# Task objective
Transcribe the whole listing without a single picture.

--- Data section ---

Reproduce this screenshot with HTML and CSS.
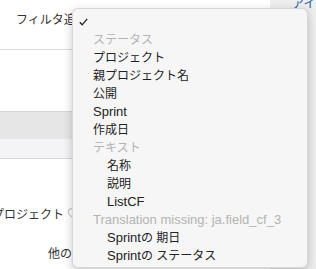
FILE: index.html
```html
<!DOCTYPE html>
<html>
<head>
    <meta charset="UTF-8">
    <meta name="viewport" content="width=device-width, initial-scale=1.0">
    <title>フィルタ</title>
    <link rel="stylesheet" href="styles.css">
</head>
<body>
    <div id="page">
        <div id="content">
            <div class="filterRow">フィルタ追加</div>
            <div class="listTable">
                <div class="listHead"></div>
                <div class="listRow"></div>
            </div>
            <div class="fieldRow">
                <span class="fieldLabel">プロジェクト</span>
                <svg class="fieldIcon" width="8" height="9" viewBox="0 0 8 9">
                    <path d="M4 0.5 L7.5 1.8 V4.5 C7.5 6.6 5.8 7.9 4 8.5 C2.2 7.9 0.5 6.6 0.5 4.5 V1.8 Z" fill="none" stroke="#b8b8b8" stroke-width="1"/>
                </svg>
            </div>
            <div class="otherRow">他の項目</div>
        </div>
        <div id="sidebar">
            <a class="sideLink">アイコン</a>
        </div>
    </div>

    <div id="dropdown">
        <div class="option selected">
            <svg class="check" width="9" height="8" viewBox="0 0 9 8">
                <path d="M0.8 4.2 L3.2 6.8 L8.2 0.8" fill="none" stroke="#222" stroke-width="1.3"/>
            </svg>
        </div>
        <div class="option group"><span class="ja">ステータス</span></div>
        <div class="option"><span class="ja">プロジェクト</span></div>
        <div class="option"><span class="ja">親プロジェクト名</span></div>
        <div class="option"><span class="ja">公開</span></div>
        <div class="option">Sprint</div>
        <div class="option"><span class="ja">作成日</span></div>
        <div class="option group"><span class="ja">テキスト</span></div>
        <div class="option sub"><span class="ja">名称</span></div>
        <div class="option sub"><span class="ja">説明</span></div>
        <div class="option sub">ListCF</div>
        <div class="option group">Translation missing: ja.field_cf_3</div>
        <div class="option sub">Sprint<span class="ja">の 期日</span></div>
        <div class="option sub">Sprint<span class="ja">の ステータス</span></div>
    </div>
</body>
</html>
```

FILE: styles.css
```css
body {
    margin: 0;
    padding: 0;
    width: 316px;
    height: 269px;
    overflow: hidden;
    font-family: "Liberation Sans", "Noto Sans CJK JP", sans-serif;
    font-size: 13px;
    color: #333;
    background-color: white;
}

.ja {
    font-size: 12px;
}

#page {
    display: flex;
    height: 269px;
}

#content {
    width: 270px;
    font-size: 12px;
}

#sidebar {
    flex: 1;
    background-color: #eeeeee;
    overflow: hidden;
    white-space: nowrap;
}

.sideLink {
    display: block;
    margin: -4px 0 0 22px;
    line-height: 16px;
    font-size: 12px;
    color: #1f62a8;
}

.filterRow {
    height: 50px;
    padding-left: 16px;
    line-height: 40px;
    border-bottom: 1px solid #dcdcdc;
    box-sizing: border-box;
    margin-bottom: 61px;
    white-space: nowrap;
}

.listHead {
    height: 27px;
    background-color: #e6e6e6;
    border-top: 1px solid #d6d6d6;
}

.listRow {
    height: 19px;
    background-color: #f4f4f6;
    border-bottom: 1px solid #d8d8d8;
}

.fieldRow {
    display: flex;
    align-items: center;
    margin-top: 45px;
    height: 18px;
}

.fieldLabel {
    width: 64px;
    text-align: right;
    white-space: nowrap;
    overflow: visible;
    direction: rtl;
}

.fieldIcon {
    margin-left: 4px;
    margin-top: -2px;
}

.otherRow {
    margin: 23px 0 0 48px;
    line-height: 18px;
    white-space: nowrap;
}

#dropdown {
    position: absolute;
    left: 72px;
    top: 8px;
    width: 236px;
    padding: 4px 0 2px;
    box-sizing: border-box;
    background-color: #f6f6f6;
    border: 1px solid rgba(0, 0, 0, 0.13);
    border-radius: 6px;
    box-shadow: 0 3px 10px rgba(0, 0, 0, 0.22);
    color: #222;
}

.option {
    position: relative;
    height: 18px;
    line-height: 18px;
    padding-left: 20px;
    white-space: nowrap;
}

.option.group {
    color: #b3b3b3;
}

.option.sub {
    padding-left: 34px;
}

.check {
    position: absolute;
    left: 6px;
    top: 5px;
}
```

---

# Response to the task
Reproduce this screenshot with HTML and CSS.
FILE: index.html
```html
<!DOCTYPE html>
<html>
<head>
    <meta charset="UTF-8">
    <meta name="viewport" content="width=device-width, initial-scale=1.0">
    <title>フィルタ</title>
    <link rel="stylesheet" href="styles.css">
</head>
<body>
    <div id="page">
        <div id="content">
            <div class="filterRow">フィルタ追加</div>
            <div class="listTable">
                <div class="listHead"></div>
                <div class="listRow"></div>
            </div>
            <div class="fieldRow">
                <span class="fieldLabel">プロジェクト</span>
                <svg class="fieldIcon" width="8" height="9" viewBox="0 0 8 9">
                    <path d="M4 0.5 L7.5 1.8 V4.5 C7.5 6.6 5.8 7.9 4 8.5 C2.2 7.9 0.5 6.6 0.5 4.5 V1.8 Z" fill="none" stroke="#b8b8b8" stroke-width="1"/>
                </svg>
            </div>
            <div class="otherRow">他の項目</div>
        </div>
        <div id="sidebar">
            <a class="sideLink">アイコン</a>
        </div>
    </div>

    <div id="dropdown">
        <div class="option selected">
            <svg class="check" width="9" height="8" viewBox="0 0 9 8">
                <path d="M0.8 4.2 L3.2 6.8 L8.2 0.8" fill="none" stroke="#222" stroke-width="1.3"/>
            </svg>
        </div>
        <div class="option group"><span class="ja">ステータス</span></div>
        <div class="option"><span class="ja">プロジェクト</span></div>
        <div class="option"><span class="ja">親プロジェクト名</span></div>
        <div class="option"><span class="ja">公開</span></div>
        <div class="option">Sprint</div>
        <div class="option"><span class="ja">作成日</span></div>
        <div class="option group"><span class="ja">テキスト</span></div>
        <div class="option sub"><span class="ja">名称</span></div>
        <div class="option sub"><span class="ja">説明</span></div>
        <div class="option sub">ListCF</div>
        <div class="option group">Translation missing: ja.field_cf_3</div>
        <div class="option sub">Sprint<span class="ja">の 期日</span></div>
        <div class="option sub">Sprint<span class="ja">の ステータス</span></div>
    </div>
</body>
</html>
```

FILE: styles.css
```css
body {
    margin: 0;
    padding: 0;
    width: 316px;
    height: 269px;
    overflow: hidden;
    font-family: "Liberation Sans", "Noto Sans CJK JP", sans-serif;
    font-size: 13px;
    color: #333;
    background-color: white;
}

.ja {
    font-size: 12px;
}

#page {
    display: flex;
    height: 269px;
}

#content {
    width: 270px;
    font-size: 12px;
}

#sidebar {
    flex: 1;
    background-color: #eeeeee;
    overflow: hidden;
    white-space: nowrap;
}

.sideLink {
    display: block;
    margin: -4px 0 0 22px;
    line-height: 16px;
    font-size: 12px;
    color: #1f62a8;
}

.filterRow {
    height: 50px;
    padding-left: 16px;
    line-height: 40px;
    border-bottom: 1px solid #dcdcdc;
    box-sizing: border-box;
    margin-bottom: 61px;
    white-space: nowrap;
}

.listHead {
    height: 27px;
    background-color: #e6e6e6;
    border-top: 1px solid #d6d6d6;
}

.listRow {
    height: 19px;
    background-color: #f4f4f6;
    border-bottom: 1px solid #d8d8d8;
}

.fieldRow {
    display: flex;
    align-items: center;
    margin-top: 45px;
    height: 18px;
}

.fieldLabel {
    width: 64px;
    text-align: right;
    white-space: nowrap;
    overflow: visible;
    direction: rtl;
}

.fieldIcon {
    margin-left: 4px;
    margin-top: -2px;
}

.otherRow {
    margin: 23px 0 0 48px;
    line-height: 18px;
    white-space: nowrap;
}

#dropdown {
    position: absolute;
    left: 72px;
    top: 8px;
    width: 236px;
    padding: 4px 0 2px;
    box-sizing: border-box;
    background-color: #f6f6f6;
    border: 1px solid rgba(0, 0, 0, 0.13);
    border-radius: 6px;
    box-shadow: 0 3px 10px rgba(0, 0, 0, 0.22);
    color: #222;
}

.option {
    position: relative;
    height: 18px;
    line-height: 18px;
    padding-left: 20px;
    white-space: nowrap;
}

.option.group {
    color: #b3b3b3;
}

.option.sub {
    padding-left: 34px;
}

.check {
    position: absolute;
    left: 6px;
    top: 5px;
}
```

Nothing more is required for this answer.